Na época de Renatinha Adamatti no MGA, era comum os meninos tomarem caneta da camisa 9.
– Ela é craque, a melhor jogadora do Brasil. É muito talentosa, nasceu com o dom e cada vez mais vai aperfeiçoar esse dom. A falta dela agora na final é muito grande. Se eu tivesse uma Renatinha nas minhas equipes masculinas, eu seria um técnico realizado. A Renatinha jogaria em qualquer time masculino do país. Lógico que, na parte física, ela poderia ter algum problema na sequência de jogos por enfrentar homens, pela questão da diferença de musculatura. Mas, com a bola no pé, a qualidade técnica dela é fantástica. Aqui no MGA temos duas ou três atletas que também são melhores do que muitos homens por aí – destaca o técnico André Machado.

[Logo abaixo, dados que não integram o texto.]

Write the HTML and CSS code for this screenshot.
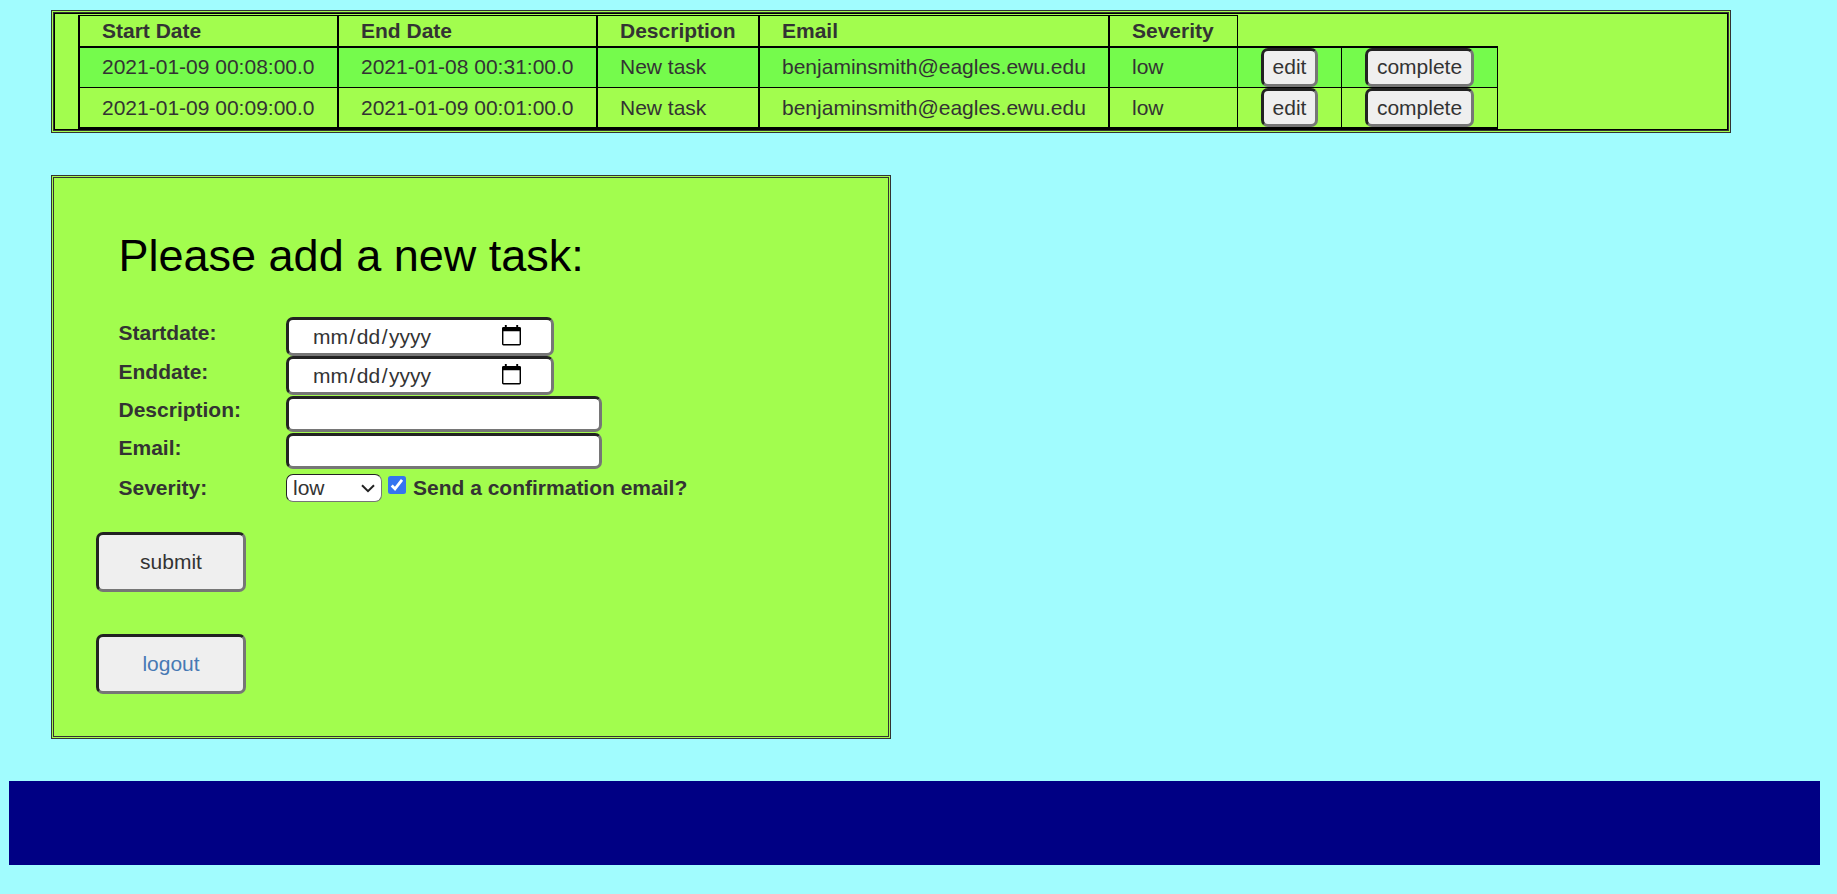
FILE: index.html
```html
<!DOCTYPE html>
<html lang="en">
<head>
<meta charset="utf-8">
<title>Tasks</title>
<link rel="stylesheet" href="styles.css">
</head>
<body>
<main>
  <section class="panel task-panel">
    <div class="task-frame">
      <table class="tasks">
        <colgroup><col class="c-date"><col class="c-date"><col class="c-desc"><col class="c-email"><col class="c-sev"><col class="c-edit"><col class="c-done"></colgroup>
        <tr class="head"><th>Start Date</th><th>End Date</th><th>Description</th><th>Email</th><th>Severity</th><th class="thin blank"></th><th class="blank none"></th></tr>
        <tr class="odd"><td>2021-01-09 00:08:00.0</td><td>2021-01-08 00:31:00.0</td><td>New task</td><td>benjaminsmith@eagles.ewu.edu</td><td>low</td><td class="thin action"><button class="btn edit">edit</button></td><td class="thin last action"><button class="btn complete">complete</button></td></tr>
        <tr class="even"><td>2021-01-09 00:09:00.0</td><td>2021-01-09 00:01:00.0</td><td>New task</td><td>benjaminsmith@eagles.ewu.edu</td><td>low</td><td class="thin action"><button class="btn edit">edit</button></td><td class="thin last action"><button class="btn complete">complete</button></td></tr>
      </table>
    </div>
  </section>

  <section class="panel form-panel">
    <h2>Please add a new task:</h2>
    <form>
      <div class="row date-row"><label>Startdate:</label><div class="field date"><span class="mask">mm<i>/</i>dd<i>/</i>yyyy</span><svg class="cal" width="19" height="21" viewBox="0 0 20 22" preserveAspectRatio="none"><path d="M3 0h2v2h10V0h2v2h1.500a1.500 1.500 0 0 1 1.500 1.500v16.500a1.500 1.500 0 0 1-1.500 1.500h-17A1.500 1.500 0 0 1 0 20v-16.500A1.500 1.500 0 0 1 1.500 2H3zM1.500 6.500v13.500h17V6.500z" fill="#000" fill-rule="evenodd"/></svg></div></div>
      <div class="row date-row"><label>Enddate:</label><div class="field date"><span class="mask">mm<i>/</i>dd<i>/</i>yyyy</span><svg class="cal" width="19" height="21" viewBox="0 0 20 22" preserveAspectRatio="none"><path d="M3 0h2v2h10V0h2v2h1.500a1.500 1.500 0 0 1 1.500 1.500v16.500a1.500 1.500 0 0 1-1.500 1.500h-17A1.500 1.500 0 0 1 0 20v-16.500A1.500 1.500 0 0 1 1.500 2H3zM1.500 6.500v13.500h17V6.500z" fill="#000" fill-rule="evenodd"/></svg></div></div>
      <div class="row text-row first"><label>Description:</label><input class="field text" type="text"></div>
      <div class="row text-row"><label>Email:</label><input class="field text" type="text"></div>
      <div class="row sev-row"><label>Severity:</label>
        <div class="select"><span>low</span><svg width="14" height="9" viewBox="0 0 14 9"><path d="M1 1.200l6 6 6-6" fill="none" stroke="#222" stroke-width="2"/></svg></div>
        <svg class="check" width="18" height="18" viewBox="0 0 18 18"><rect width="18" height="18" rx="2.500" fill="#3574f0"/><path d="M3.700 9.500l3.300 3.300 7-9" fill="none" stroke="#fff" stroke-width="2.800"/></svg>
        <span class="confirm">Send a confirmation email?</span>
      </div>
    </form>
    <button class="btn big">submit</button>
    <button class="btn big logout">logout</button>
  </section>
</main>
<footer></footer>
</body>
</html>
```

FILE: styles.css
```css
* { box-sizing: border-box; }
body {
  margin: 0;
  padding: 10px 17px 0 9px;
  height: 894px;
  overflow: hidden;
  background: #a1fcfe;
  color: #333;
  font: 21px/30px "Liberation Sans", Arial, sans-serif;
}
main { padding-left: 42px; }
.panel {
  border: 3px double #333;
  background: #a2fd4e;
}
.task-panel { width: 1680px; height: 123px; }
.task-frame {
  height: 117px;
  border: 1px solid #000;
  padding: 1px 0 0 23px;
}
.tasks {
  width: 1420px;
  table-layout: fixed;
  border-collapse: separate;
  border-spacing: 0;
}
.c-date { width: 259px; }
.c-desc { width: 162px; }
.c-email { width: 350px; }
.c-sev { width: 129px; }
.c-edit { width: 104px; }
.c-done { width: 157px; }
.tasks th, .tasks td {
  padding: 0 0 0 22px;
  border: 0 solid #000;
  border-left-width: 2px;
  text-align: left;
  vertical-align: middle;
  white-space: nowrap;
}
.tasks th { height: 31px; border-top-width: 1px; }
.tasks .thin { border-left-width: 1px; padding-left: 23px; }
.tasks .last { border-right-width: 1px; }
.tasks .blank { border-top-width: 0; }
.tasks .none { border-left-width: 0; }
.odd td { height: 41px; border-top-width: 2px; background: #75fb4c; }
.tasks .odd td:not(.action) { padding-bottom: 2px; }
.odd .btn { padding-bottom: 2px; }
.even td { height: 42px; border-top-width: 1px; border-bottom-width: 2px; }

.btn {
  display: block;
  height: 39px;
  margin: 0;
  padding: 0;
  border: 3px solid;
  border-color: #222 #767676 #767676 #222;
  border-radius: 7px;
  background: #efefef;
  color: #333;
  font: inherit;
}
.edit { width: 57px; }
.complete { width: 109px; }

.form-panel {
  width: 840px;
  height: 564px;
  margin-top: 42px;
  padding: 50px 0 0 42px;
}
h2 {
  margin: 0 0 34px 22.500px;
  font-size: 45px;
  line-height: 55px;
  font-weight: 400;
  color: #000;
}
form { padding-left: 22px; }
.row { display: flex; align-items: flex-start; height: 37px; }
.row label, .confirm { font-weight: 700; line-height: 30px; }
.row label { width: 168px; padding-left: 0.500px; }
.date-row { height: 39px; }
.date-row label { line-height: 32px; }
.text-row.first { margin-top: 1px; }
.text-row.first label { line-height: 28px; }
.field {
  border: 3px solid;
  border-color: #222 #767676 #767676 #222;
  border-radius: 7px;
  background: #fff;
}
.date {
  display: flex;
  justify-content: space-between;
  width: 268px;
  height: 39px;
  padding: 0 30px 0 24px;
}
.mask { line-height: 33px; }
.mask i { font-style: normal; padding: 0 1.500px; }
.cal { margin-top: 5px; }
.text { width: 316px; height: 36px; outline: 0; }
.sev-row { padding-top: 4px; }
.sev-row label, .confirm { line-height: 28px; }
.select {
  display: flex;
  align-items: center;
  justify-content: space-between;
  width: 96px;
  height: 28px;
  padding: 0 6px;
  border: 1px solid;
  border-color: #222 #767676 #767676 #222;
  border-radius: 7px;
  background: #fff;
}
.check { margin: 2px 7px 0 6px; }
.big { width: 150px; height: 60px; margin-top: 42px; }
form + .big { margin-top: 25px; }
.logout { color: #4779b4; }
footer { height: 84px; margin-top: 42px; background: #000084; }
```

Sonho que motiva ou desanima diariamente
Renatinha Adamatti materializou o sonho de suas ex-colegas de MGA Games. Jogar na Europa é o que Bruna, Ketlin e todas as outras sonharam ou sonham diariamente.
– Fiquei seis meses em São Paulo, joguei no Palmeiras. Meu sonho era ser profissional mas, como não tinha nenhuma ajuda, resolvi voltar para Caxias do Sul. Não dá para viver de salário mínimo, como acontecia lá. Quando comecei a jogar, olhava as meninas de fora do Estado e queria ser igual, do mesmo nível. Mas, quando cheguei, vi que não era bem assim, que os clubes não investem no futsal feminino no Brasil. Desanimei. Hoje, só jogo por amor – diz a goleira.
Sucessora de Renatinha, a camisa 10 Ketlin é a líder técnica do time:
– Tenho o sonho de viver só do futsal feminino, mas a gente joga com um pé na frente e o outro atrás. Assim como pode dar certo, tem alguém que diz que não vai dar. A gente joga sonhando que o amanhã seja bem melhor do que hoje. A Renatinha abriu uma porta que ela nem faz ideia da dimensão. Depois que ela voltou da seleção brasileira, o MGA foi convidado para amistosos em Santa Catarina com a equipe tricampeã nacional. Empatamos com elas em 2 a 2. É um orgulho ver que a gente está crescendo. Só precisamos que nos apoiem, que venham nos assistir.